"As a boy, I was beaten a lot by my parents and schoolmasters," says Martin Strel. "This greatly contributed to my ability to ignore pain and endure." While this partially explains how the 52-year-old Slovenian lived through world-record swims down the Danube, Mississippi, and Yangtze rivers, he'll need more than a high pain threshold to, um, brook his toughest trip yet: 3,375 miles of the Amazon, beginning in February. Here's a look at what Strel and his approximately 20-member support crew will face.
Disease Already vaccinated against hepatitis, diphtheria, rabies, various fevers, and parasites, Strel will also take malaria pills.
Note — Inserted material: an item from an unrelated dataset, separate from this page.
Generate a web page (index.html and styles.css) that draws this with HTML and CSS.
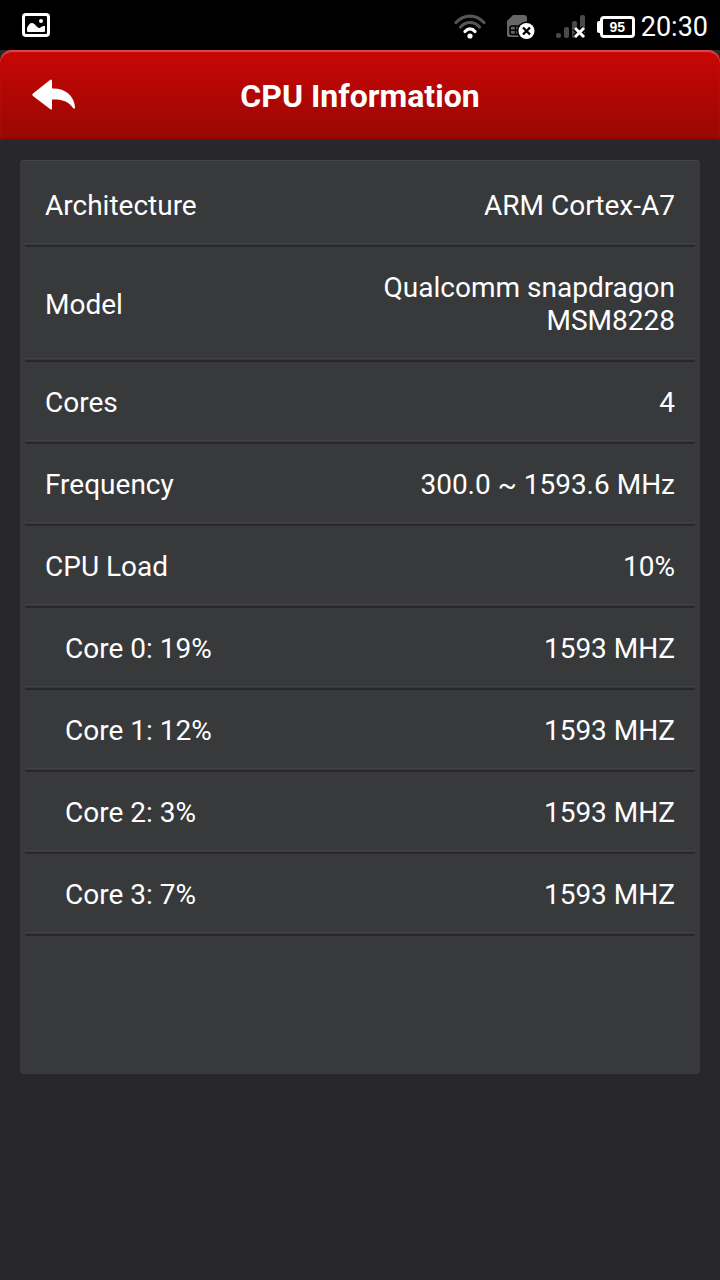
FILE: index.html
```
<!DOCTYPE html>
<html lang="en">
<head>
    <meta charset="UTF-8">
    <meta name="viewport" content="width=device-width, initial-scale=1.0">
    <title>CPU Information</title>
    <link rel="stylesheet" href="styles.css">
</head>
<body>
    <div class="status-bar">
        <svg class="icon-picture" width="28" height="24" viewBox="0 0 28 24">
            <rect x="1.5" y="1.5" width="25" height="21" rx="2.5" fill="none" stroke="#fff" stroke-width="3"/>
            <path d="M5 18v-3c1-3 3-5 5-5 3 0 4 4 7 5 2 0 2-2 6-2v5q0 1-1 1H6q-1 0-1-1z" fill="#fff"/>
            <circle cx="19" cy="8" r="2" fill="#fff"/>
        </svg>
        <div class="status-right">
            <svg class="icon-wifi" width="32" height="26" viewBox="0 0 32 26" fill="none" stroke-width="3.2" stroke-linecap="round">
                <path d="M2 8.500C10 0 22 0 30 8.500" stroke="#555"/>
                <path d="M6.500 13C12 7 20 7 25.500 13" stroke="#555"/>
                <path d="M11 17.500c3-3.400 7-3.400 10 0" stroke="#fff"/>
                <circle cx="16" cy="22" r="2.600" fill="#fff"/>
            </svg>
            <svg class="icon-sim" width="30" height="26" viewBox="0 0 30 26">
                <path d="M1 21V7l6-6h11q3 0 3 3v19H3q-2 0-2-2z" fill="#666"/>
                <rect x="4" y="12" width="12" height="8.500" rx="2" fill="#666" stroke="#000" stroke-width="1.600"/>
                <path d="M4 16.200h10M9.500 12v8.500" stroke="#000" stroke-width="1.400"/>
                <circle cx="20.500" cy="17" r="9.500" fill="#000"/>
                <circle cx="20.500" cy="17" r="8" fill="#fff"/>
                <path d="M17 13.500l7 7m0-7l-7 7" stroke="#000" stroke-width="2.400"/>
            </svg>
            <svg class="icon-signal" width="30" height="26" viewBox="0 0 30 26">
                <g fill="#4a4a4a">
                    <rect x="0" y="19" width="5" height="5" rx="2"/>
                    <rect x="8" y="13" width="5" height="11" rx="2"/>
                    <rect x="16" y="7" width="5" height="17" rx="2"/>
                    <rect x="24" y="1" width="5" height="23" rx="2"/>
                </g>
                <path d="M19 14l9 9m0-9l-9 9" stroke="#000" stroke-width="6"/>
                <path d="M19 14l9 9m0-9l-9 9" stroke="#fff" stroke-width="3"/>
            </svg>
            <div class="battery">95</div>
            <div class="time">20:30</div>
        </div>
    </div>
    <div class="header-wrap">
        <header>
            <button class="back" type="button" aria-label="Back">
                <svg width="44" height="32" viewBox="0 0 44 32">
                    <path d="M1 14.500L18 1q2-1.500 2 1v7.500c13-.5 22 7 23 18.500q0 3-2 1c-4-6.500-11-9-21-8.500V29q0 3-2 1L1 17q-1.500-1.200 0-2.500z" fill="#fff"/>
                </svg>
            </button>
            <h1>CPU Information</h1>
        </header>
    </div>
    <main>
        <div class="card">
            <table>
                <tr><th scope="row">Architecture</th><td>ARM Cortex-A7</td></tr>
                <tr><th scope="row">Model</th><td>Qualcomm snapdragon MSM8228</td></tr>
                <tr><th scope="row">Cores</th><td>4</td></tr>
                <tr><th scope="row">Frequency</th><td>300.0 ~ 1593.6 MHz</td></tr>
                <tr><th scope="row">CPU Load</th><td>10%</td></tr>
                <tr class="core"><th scope="row">Core 0: 19%</th><td>1593 MHZ</td></tr>
                <tr class="core"><th scope="row">Core 1: 12%</th><td>1593 MHZ</td></tr>
                <tr class="core"><th scope="row">Core 2: 3%</th><td>1593 MHZ</td></tr>
                <tr class="core"><th scope="row">Core 3: 7%</th><td>1593 MHZ</td></tr>
            </table>
        </div>
    </main>
</body>
</html>
```
FILE: styles.css
```
* {
    box-sizing: border-box;
}
body {
    margin: 0;
    min-height: 100vh;
    font-family: Roboto, sans-serif;
    color: #fff;
    background: #28282a;
}
.status-bar {
    display: flex;
    align-items: center;
    justify-content: space-between;
    height: 50px;
    padding: 0 12px 0 22px;
    background: #000;
}
.status-right {
    display: flex;
    align-items: center;
    padding-top: 3px;
}
.icon-sim {
    margin-left: 20px;
}
.icon-signal {
    margin-left: 20px;
}
.battery {
    position: relative;
    width: 35px;
    height: 22px;
    margin-left: 14px;
    border: 3px solid #fff;
    border-radius: 4px;
    font: bold 14px/16px "Liberation Sans", sans-serif;
    text-align: center;
}
.battery::before {
    content: "";
    position: absolute;
    left: -6px;
    top: 2px;
    width: 4px;
    height: 12px;
    border-radius: 2px 0 0 2px;
    background: #fff;
}
.time {
    margin-left: 6px;
    font-size: 27px;
    line-height: 32px;
}
.header-wrap {
    background: #28282a;
}
header {
    display: grid;
    grid-template-columns: 108px 1fr 108px;
    align-items: center;
    height: 90px;
    border-radius: 12px 12px 0 0;
    background: linear-gradient(#c90606, #980802);
    box-shadow: inset 0 2px 1px #d94a4a, inset 0 -2px 1px #860703;
}
.back {
    height: 90px;
    padding: 0;
    border: 0;
    background: none;
}
.back svg {
    display: block;
    margin: 0 auto;
}
h1 {
    margin: 0;
    padding-top: 2px;
    font-size: 32px;
    line-height: 40px;
    font-weight: bold;
    text-align: center;
}
main {
    padding: 20px;
}
.card {
    padding: 5px 5px 138px;
    border-radius: 4px;
    background: #38393b;
    box-shadow: inset 0 1px #454547;
}
table {
    width: 100%;
    table-layout: fixed;
    border-spacing: 0;
    font-size: 28px;
    line-height: 33px;
}
th,
td {
    padding: 24px 20px 23px;
    border-bottom: 2px solid #28282a;
    /* highlight line just above the divider */
    box-shadow: inset 0 -1px #38393b, inset 0 -2px #424244;
    vertical-align: middle;
}
th {
    font-weight: normal;
    text-align: left;
}
td {
    text-align: right;
}
.core th {
    padding-left: 40px;
}
```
His defense against raw sewage from riverside villages? Luck and his team doctor.
Whirlpools At the confluence of the Amazon and the Rio Negro, Strel will have to swim around football-field-size whirlpools that could hold a person underwater.
Candiru This parasitic fish, generally one to three inches long, works its way up the urethra, where barbed spines lock it in place and make removal without surgery impossible. "It's the thing I am most afraid of," says Strel, who hopes his wetsuit will offer enough protection. "God needs to help us."
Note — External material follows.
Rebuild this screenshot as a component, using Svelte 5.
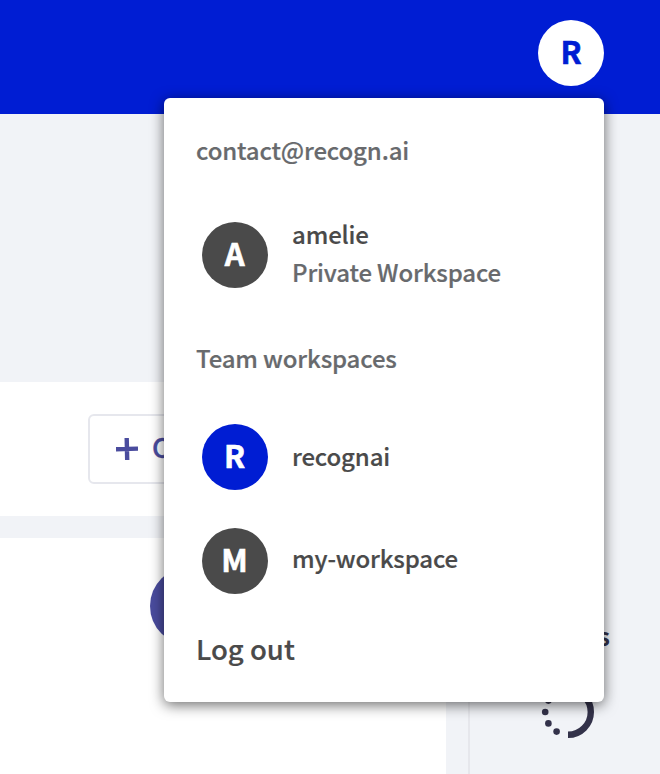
<script>
  const teams = [
    { name: 'recognai', active: true },
    { name: 'my-workspace', active: false }
  ];
</script>

<div class="app">
  <header><div class="avatar user">R</div></header>
  <div class="hero"></div>
  <div class="toolbar">
    <div class="button">
      <svg width="22" height="22" viewBox="0 0 22 22"><path d="M0 11.2 22 10.6M10.7 0 11.2 22" stroke="#4a4c9e" stroke-width="4.4" /></svg>
      <span>C</span>
    </div>
  </div>
  <div class="body">
    <main><div class="dot"></div></main>
    <aside>
      <div class="label">s</div>
      <svg class="spinner" width="56" height="56" viewBox="-28 -28 56 56" fill="#33324a">
        <path d="M0 -22.8A22.8 22.8 0 0 1 0 22.8" fill="none" stroke="#33324a" stroke-width="6.4" />
        <circle cx="-22.8" cy="0" r="3.3" />
        <circle cx="-19.6" cy="11.4" r="3.3" />
        <circle cx="-11.4" cy="19.6" r="3.3" />
        <circle cx="-19.6" cy="-11.4" r="3.3" />
      </svg>
    </aside>
  </div>

  <div class="menu">
    <p class="email">contact@recogn.ai</p>
    <div class="row private">
      <div class="avatar">A</div>
      <div class="names">
        <span class="amelie">amelie</span>
        <span class="sub">Private Workspace</span>
      </div>
    </div>
    <p class="heading">Team workspaces</p>
    {#each teams as team}
      <div class="row team">
        <div class="avatar" class:active={team.active}>{team.name[0].toUpperCase()}</div>
        <span class="name" class:second={!team.active}>{team.name}</span>
      </div>
    {/each}
    <p class="logout">Log out</p>
  </div>
</div>

<style>
  .app {
    position: relative;
    width: 660px;
    height: 774px;
    overflow: hidden;
    display: flex;
    flex-direction: column;
    background: #f1f3f7;
    font-family: 'Noto Sans CJK SC', 'Noto Sans CJK JP', sans-serif;
    font-weight: 500;
    font-size: 24px;
    line-height: 38px;
    color: #4a4a4a;
  }
  header {
    height: 114px;
    box-sizing: border-box;
    padding: 20px 56px 0 0;
    display: flex;
    justify-content: flex-end;
    background: #001dd3;
  }
  .avatar {
    width: 66px;
    height: 66px;
    box-sizing: border-box;
    padding-right: 1px;
    flex: none;
    border-radius: 50%;
    background: #4a4a4a;
    color: #fff;
    font-size: 31px;
    font-weight: 700;
    line-height: 61px;
    text-align: center;
    -webkit-text-stroke: 0.6px currentColor;
  }
  .avatar.user { background: #fff; color: #001dd3; padding-right: 0; }
  .avatar.active { background: #001dd3; }
  .hero { height: 268px; }
  .toolbar {
    width: 446px;
    height: 134px;
    box-sizing: border-box;
    padding: 32px 0 0 88px;
    background: #fff;
  }
  .button {
    width: 250px;
    height: 70px;
    box-sizing: border-box;
    border: 2px solid #e6e7ed;
    border-radius: 6px;
    padding-left: 26px;
    display: flex;
    align-items: center;
    gap: 14px;
    color: #4a4c9e;
    font-size: 27px;
    -webkit-text-stroke: 0.3px currentColor;
  }
  .button span { padding-bottom: 4px; }
  .body { display: flex; height: 236px; margin-top: 22px; }
  main {
    width: 446px;
    box-sizing: border-box;
    padding: 29px 0 0 150px;
    background: #fff;
  }
  .dot { width: 78px; height: 78px; border-radius: 50%; background: #4a4c9e; }
  aside {
    flex: 1;
    margin-left: 22px;
    border-left: 2px solid #e6e7ec;
    display: flex;
    flex-direction: column;
    padding: 79px 50px 0 70px;
    color: #33324a;
  }
  .label { text-align: right; font-weight: 700; }
  .spinner { margin-top: 29px; flex: none; }
  .menu {
    position: absolute;
    left: 164px;
    top: 98px;
    width: 440px;
    height: 604px;
    box-sizing: border-box;
    padding: 33px 32px 0;
    border-radius: 6px;
    background: #fff;
    box-shadow: 0 3px 14px rgba(0, 0, 0, 0.58);
    white-space: nowrap;
    letter-spacing: -0.15px;
    -webkit-text-stroke: 0.2px currentColor;
  }
  p { margin: 0; }
  .email, .sub, .heading { color: #686a6d; }
  .row { display: flex; align-items: center; gap: 24px; padding-left: 6px; }
  .private { height: 76px; margin-top: 48px; }
  .names { display: flex; flex-direction: column; padding-bottom: 4px; }
  .heading { margin-top: 46px; }
  .name { padding-bottom: 2px; }
  .name.second { padding-bottom: 6px; }
  .team { height: 66px; margin-top: 47px; }
  .team + .team { margin-top: 38px; }
  .logout { font-size: 27.5px; letter-spacing: 0; margin-top: 35px; }
</style>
Bull Sharks Responsible for a disproportionate share of fatal shark attacks worldwide, bulls can survive in freshwater and have been sighted some 800 miles up the Amazon.
Piranhas Strel's team will carry a bucket of blood that can be dumped into the water to distract the fish in case of attack.
Pirates Strel hopes to bribe his way out of any confrontations in these sometimes lawless waters. "We have T-shirts, caps, food, and drinks," he says. "I think pirates will like that stuff." But the crew will also be armed.
Tidal Bore Tidal surges at the mouth of the Amazon can send ten-foot waves roaring upriver then rushing back out in irregular cycles. Strel will rely on coast guard forecasts to avoid them, sometimes swimming at night to stay on schedule.